_Aim of the task_:
Your task is to transcribe all the entries exactly, excluding pictures.

+++

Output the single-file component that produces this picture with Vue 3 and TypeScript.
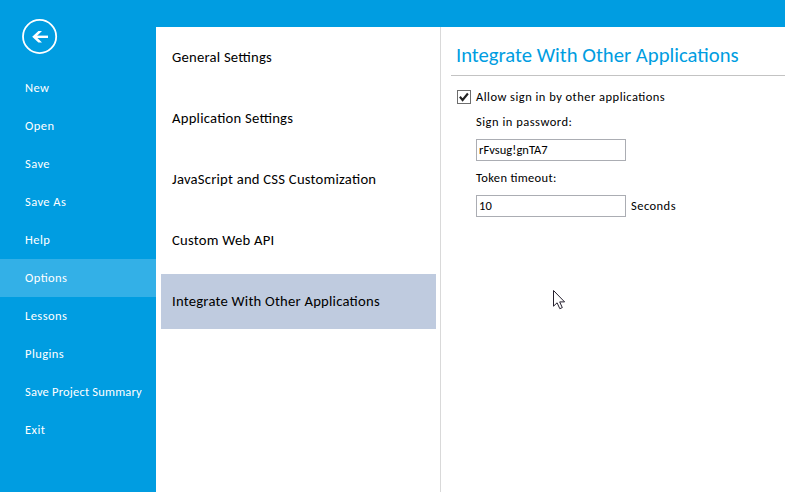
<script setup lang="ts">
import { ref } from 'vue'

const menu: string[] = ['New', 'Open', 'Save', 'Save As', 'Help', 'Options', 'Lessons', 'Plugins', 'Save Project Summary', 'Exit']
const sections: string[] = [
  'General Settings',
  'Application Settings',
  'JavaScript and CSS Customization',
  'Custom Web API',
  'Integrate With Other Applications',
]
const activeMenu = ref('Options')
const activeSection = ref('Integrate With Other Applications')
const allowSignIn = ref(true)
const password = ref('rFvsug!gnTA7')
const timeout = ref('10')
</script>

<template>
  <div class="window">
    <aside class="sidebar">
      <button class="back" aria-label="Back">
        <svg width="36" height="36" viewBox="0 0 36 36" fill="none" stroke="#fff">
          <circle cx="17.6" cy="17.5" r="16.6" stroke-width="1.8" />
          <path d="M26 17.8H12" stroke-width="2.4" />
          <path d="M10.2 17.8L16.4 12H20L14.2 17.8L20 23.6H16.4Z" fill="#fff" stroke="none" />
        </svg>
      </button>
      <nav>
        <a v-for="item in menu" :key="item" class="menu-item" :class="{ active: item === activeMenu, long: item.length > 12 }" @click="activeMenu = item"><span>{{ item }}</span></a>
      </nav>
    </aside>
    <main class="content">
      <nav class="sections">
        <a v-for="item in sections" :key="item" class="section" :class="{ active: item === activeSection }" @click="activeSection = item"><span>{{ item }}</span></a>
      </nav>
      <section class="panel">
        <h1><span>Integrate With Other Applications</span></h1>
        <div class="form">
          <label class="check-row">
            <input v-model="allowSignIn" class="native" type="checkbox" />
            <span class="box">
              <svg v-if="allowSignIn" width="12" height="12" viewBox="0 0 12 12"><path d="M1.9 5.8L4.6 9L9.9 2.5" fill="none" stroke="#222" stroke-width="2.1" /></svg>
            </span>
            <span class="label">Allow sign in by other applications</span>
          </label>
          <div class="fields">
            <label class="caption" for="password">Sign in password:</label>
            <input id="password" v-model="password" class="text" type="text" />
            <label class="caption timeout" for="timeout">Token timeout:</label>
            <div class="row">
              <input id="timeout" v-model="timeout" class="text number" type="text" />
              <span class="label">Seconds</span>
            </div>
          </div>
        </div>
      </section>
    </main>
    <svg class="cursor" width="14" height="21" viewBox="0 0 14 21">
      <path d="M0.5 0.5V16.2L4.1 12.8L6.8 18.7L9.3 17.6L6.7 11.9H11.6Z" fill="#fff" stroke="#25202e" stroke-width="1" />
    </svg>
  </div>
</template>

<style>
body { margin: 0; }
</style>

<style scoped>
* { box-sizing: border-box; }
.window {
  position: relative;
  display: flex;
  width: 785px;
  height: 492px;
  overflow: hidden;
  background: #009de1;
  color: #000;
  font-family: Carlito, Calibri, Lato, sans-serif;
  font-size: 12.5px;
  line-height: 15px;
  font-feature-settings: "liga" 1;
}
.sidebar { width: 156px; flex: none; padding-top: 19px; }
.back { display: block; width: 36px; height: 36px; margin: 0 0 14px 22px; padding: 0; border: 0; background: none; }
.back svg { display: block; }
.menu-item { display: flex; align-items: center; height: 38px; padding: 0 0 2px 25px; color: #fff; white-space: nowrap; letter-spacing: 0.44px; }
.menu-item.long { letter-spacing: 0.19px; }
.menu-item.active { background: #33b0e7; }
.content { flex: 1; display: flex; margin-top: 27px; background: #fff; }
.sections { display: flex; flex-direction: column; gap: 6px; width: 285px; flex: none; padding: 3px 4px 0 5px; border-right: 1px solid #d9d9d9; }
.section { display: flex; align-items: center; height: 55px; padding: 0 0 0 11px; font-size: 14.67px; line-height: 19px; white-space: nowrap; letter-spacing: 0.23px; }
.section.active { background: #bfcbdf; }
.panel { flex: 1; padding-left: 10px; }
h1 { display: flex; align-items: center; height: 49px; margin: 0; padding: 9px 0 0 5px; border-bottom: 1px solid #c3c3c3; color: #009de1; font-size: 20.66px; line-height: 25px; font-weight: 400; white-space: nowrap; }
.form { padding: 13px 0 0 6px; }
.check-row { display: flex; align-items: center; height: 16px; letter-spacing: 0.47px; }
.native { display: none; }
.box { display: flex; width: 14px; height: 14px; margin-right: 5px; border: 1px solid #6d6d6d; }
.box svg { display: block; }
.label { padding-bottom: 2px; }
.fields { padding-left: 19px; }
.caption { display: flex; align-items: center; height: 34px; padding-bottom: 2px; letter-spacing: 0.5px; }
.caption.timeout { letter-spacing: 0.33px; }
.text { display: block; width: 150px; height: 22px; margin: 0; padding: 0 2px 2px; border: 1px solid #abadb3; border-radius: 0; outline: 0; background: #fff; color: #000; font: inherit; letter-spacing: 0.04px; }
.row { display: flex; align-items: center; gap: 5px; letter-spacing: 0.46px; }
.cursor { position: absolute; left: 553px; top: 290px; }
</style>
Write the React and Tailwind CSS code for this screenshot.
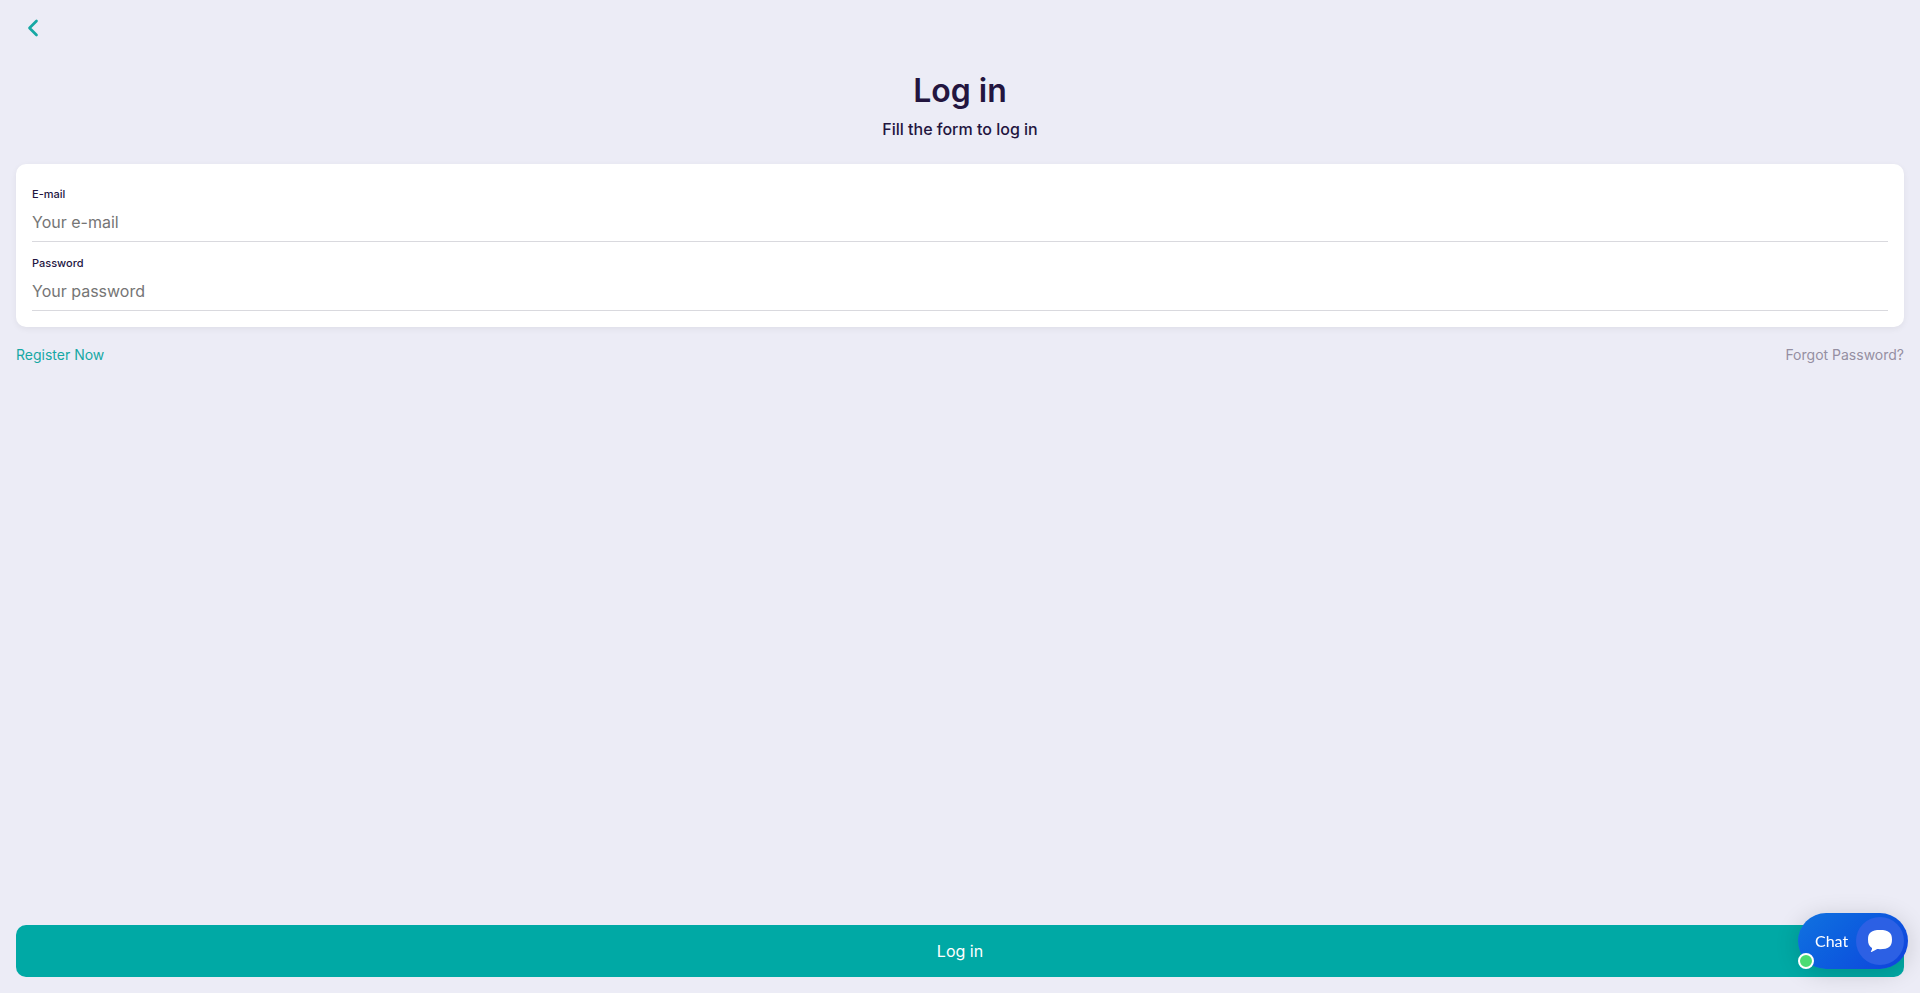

+++

_Output of the task_:
Output the single-file component that produces this picture with Vue 3 and TypeScript.
<script setup lang="ts">
import { ref } from 'vue'

const menu: string[] = ['New', 'Open', 'Save', 'Save As', 'Help', 'Options', 'Lessons', 'Plugins', 'Save Project Summary', 'Exit']
const sections: string[] = [
  'General Settings',
  'Application Settings',
  'JavaScript and CSS Customization',
  'Custom Web API',
  'Integrate With Other Applications',
]
const activeMenu = ref('Options')
const activeSection = ref('Integrate With Other Applications')
const allowSignIn = ref(true)
const password = ref('rFvsug!gnTA7')
const timeout = ref('10')
</script>

<template>
  <div class="window">
    <aside class="sidebar">
      <button class="back" aria-label="Back">
        <svg width="36" height="36" viewBox="0 0 36 36" fill="none" stroke="#fff">
          <circle cx="17.6" cy="17.5" r="16.6" stroke-width="1.8" />
          <path d="M26 17.8H12" stroke-width="2.4" />
          <path d="M10.2 17.8L16.4 12H20L14.2 17.8L20 23.6H16.4Z" fill="#fff" stroke="none" />
        </svg>
      </button>
      <nav>
        <a v-for="item in menu" :key="item" class="menu-item" :class="{ active: item === activeMenu, long: item.length > 12 }" @click="activeMenu = item"><span>{{ item }}</span></a>
      </nav>
    </aside>
    <main class="content">
      <nav class="sections">
        <a v-for="item in sections" :key="item" class="section" :class="{ active: item === activeSection }" @click="activeSection = item"><span>{{ item }}</span></a>
      </nav>
      <section class="panel">
        <h1><span>Integrate With Other Applications</span></h1>
        <div class="form">
          <label class="check-row">
            <input v-model="allowSignIn" class="native" type="checkbox" />
            <span class="box">
              <svg v-if="allowSignIn" width="12" height="12" viewBox="0 0 12 12"><path d="M1.9 5.8L4.6 9L9.9 2.5" fill="none" stroke="#222" stroke-width="2.1" /></svg>
            </span>
            <span class="label">Allow sign in by other applications</span>
          </label>
          <div class="fields">
            <label class="caption" for="password">Sign in password:</label>
            <input id="password" v-model="password" class="text" type="text" />
            <label class="caption timeout" for="timeout">Token timeout:</label>
            <div class="row">
              <input id="timeout" v-model="timeout" class="text number" type="text" />
              <span class="label">Seconds</span>
            </div>
          </div>
        </div>
      </section>
    </main>
    <svg class="cursor" width="14" height="21" viewBox="0 0 14 21">
      <path d="M0.5 0.5V16.2L4.1 12.8L6.8 18.7L9.3 17.6L6.7 11.9H11.6Z" fill="#fff" stroke="#25202e" stroke-width="1" />
    </svg>
  </div>
</template>

<style>
body { margin: 0; }
</style>

<style scoped>
* { box-sizing: border-box; }
.window {
  position: relative;
  display: flex;
  width: 785px;
  height: 492px;
  overflow: hidden;
  background: #009de1;
  color: #000;
  font-family: Carlito, Calibri, Lato, sans-serif;
  font-size: 12.5px;
  line-height: 15px;
  font-feature-settings: "liga" 1;
}
.sidebar { width: 156px; flex: none; padding-top: 19px; }
.back { display: block; width: 36px; height: 36px; margin: 0 0 14px 22px; padding: 0; border: 0; background: none; }
.back svg { display: block; }
.menu-item { display: flex; align-items: center; height: 38px; padding: 0 0 2px 25px; color: #fff; white-space: nowrap; letter-spacing: 0.44px; }
.menu-item.long { letter-spacing: 0.19px; }
.menu-item.active { background: #33b0e7; }
.content { flex: 1; display: flex; margin-top: 27px; background: #fff; }
.sections { display: flex; flex-direction: column; gap: 6px; width: 285px; flex: none; padding: 3px 4px 0 5px; border-right: 1px solid #d9d9d9; }
.section { display: flex; align-items: center; height: 55px; padding: 0 0 0 11px; font-size: 14.67px; line-height: 19px; white-space: nowrap; letter-spacing: 0.23px; }
.section.active { background: #bfcbdf; }
.panel { flex: 1; padding-left: 10px; }
h1 { display: flex; align-items: center; height: 49px; margin: 0; padding: 9px 0 0 5px; border-bottom: 1px solid #c3c3c3; color: #009de1; font-size: 20.66px; line-height: 25px; font-weight: 400; white-space: nowrap; }
.form { padding: 13px 0 0 6px; }
.check-row { display: flex; align-items: center; height: 16px; letter-spacing: 0.47px; }
.native { display: none; }
.box { display: flex; width: 14px; height: 14px; margin-right: 5px; border: 1px solid #6d6d6d; }
.box svg { display: block; }
.label { padding-bottom: 2px; }
.fields { padding-left: 19px; }
.caption { display: flex; align-items: center; height: 34px; padding-bottom: 2px; letter-spacing: 0.5px; }
.caption.timeout { letter-spacing: 0.33px; }
.text { display: block; width: 150px; height: 22px; margin: 0; padding: 0 2px 2px; border: 1px solid #abadb3; border-radius: 0; outline: 0; background: #fff; color: #000; font: inherit; letter-spacing: 0.04px; }
.row { display: flex; align-items: center; gap: 5px; letter-spacing: 0.46px; }
.cursor { position: absolute; left: 553px; top: 290px; }
</style>
Write the React and Tailwind CSS code for this screenshot.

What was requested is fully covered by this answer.